Regular Expressions in Transport Rules

Microsoft Exchange Server 2007 will reach end of support on April 11, 2017. To stay supported, you will need to upgrade. For more information, see Resources to help you upgrade your Office 2007 servers and clients.

 

Applies to: Exchange Server 2007, Exchange Server 2007 SP1, Exchange Server 2007 SP2, Exchange Server 2007 SP3

This topic describes the implementation of regular expressions that can be used with predicates on transport rules. Predicates are used by conditions and exceptions to determine whether a configured action or actions should be applied to an e-mail message.

For more information about transport rules, see Overview of Transport Rules.

What Are Regular Expressions?

First, you must understand what a simple expression is. A simple expression represents a specific value that you want to match with a condition or exception. An example of a simple expression is the title of a document that your organization does not want to be distributed outside the organization. A piece of data in an e-mail message must exactly match a simple expression to satisfy a condition or exception in transport rules.

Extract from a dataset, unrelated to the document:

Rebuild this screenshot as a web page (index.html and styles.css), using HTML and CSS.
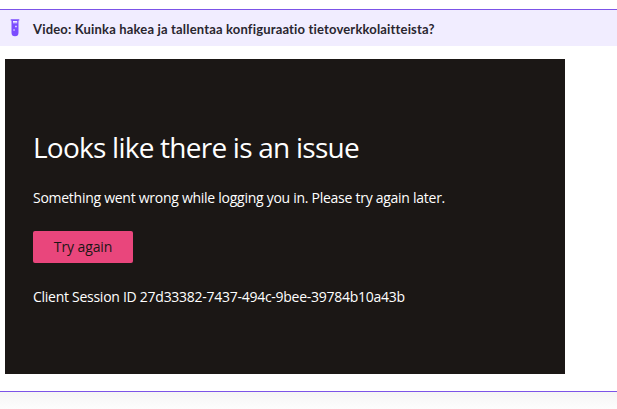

A regular expression is a concise and flexible notation for finding patterns of text in a message. The notation consists of two basic character types: literal (normal) text characters, which indicate text that must exist in the target string, and metacharacters, which indicate or control how the text can vary in the target string. You can use regular expressions to quickly parse e-mail messages to find specific character patterns.

The ability to find patterns of text in an e-mail message enables you to match predicates against data in messages that can change dynamically. Examples of such data are Social Security Numbers (SSN) and patent numbers. You cannot reasonably match this data with a simple expression because a simple expression requires that you enter every variation of the value that you want to detect. By using regular expressions, you can configure the predicate to search for the pattern of SSNs or patent numbers in a message.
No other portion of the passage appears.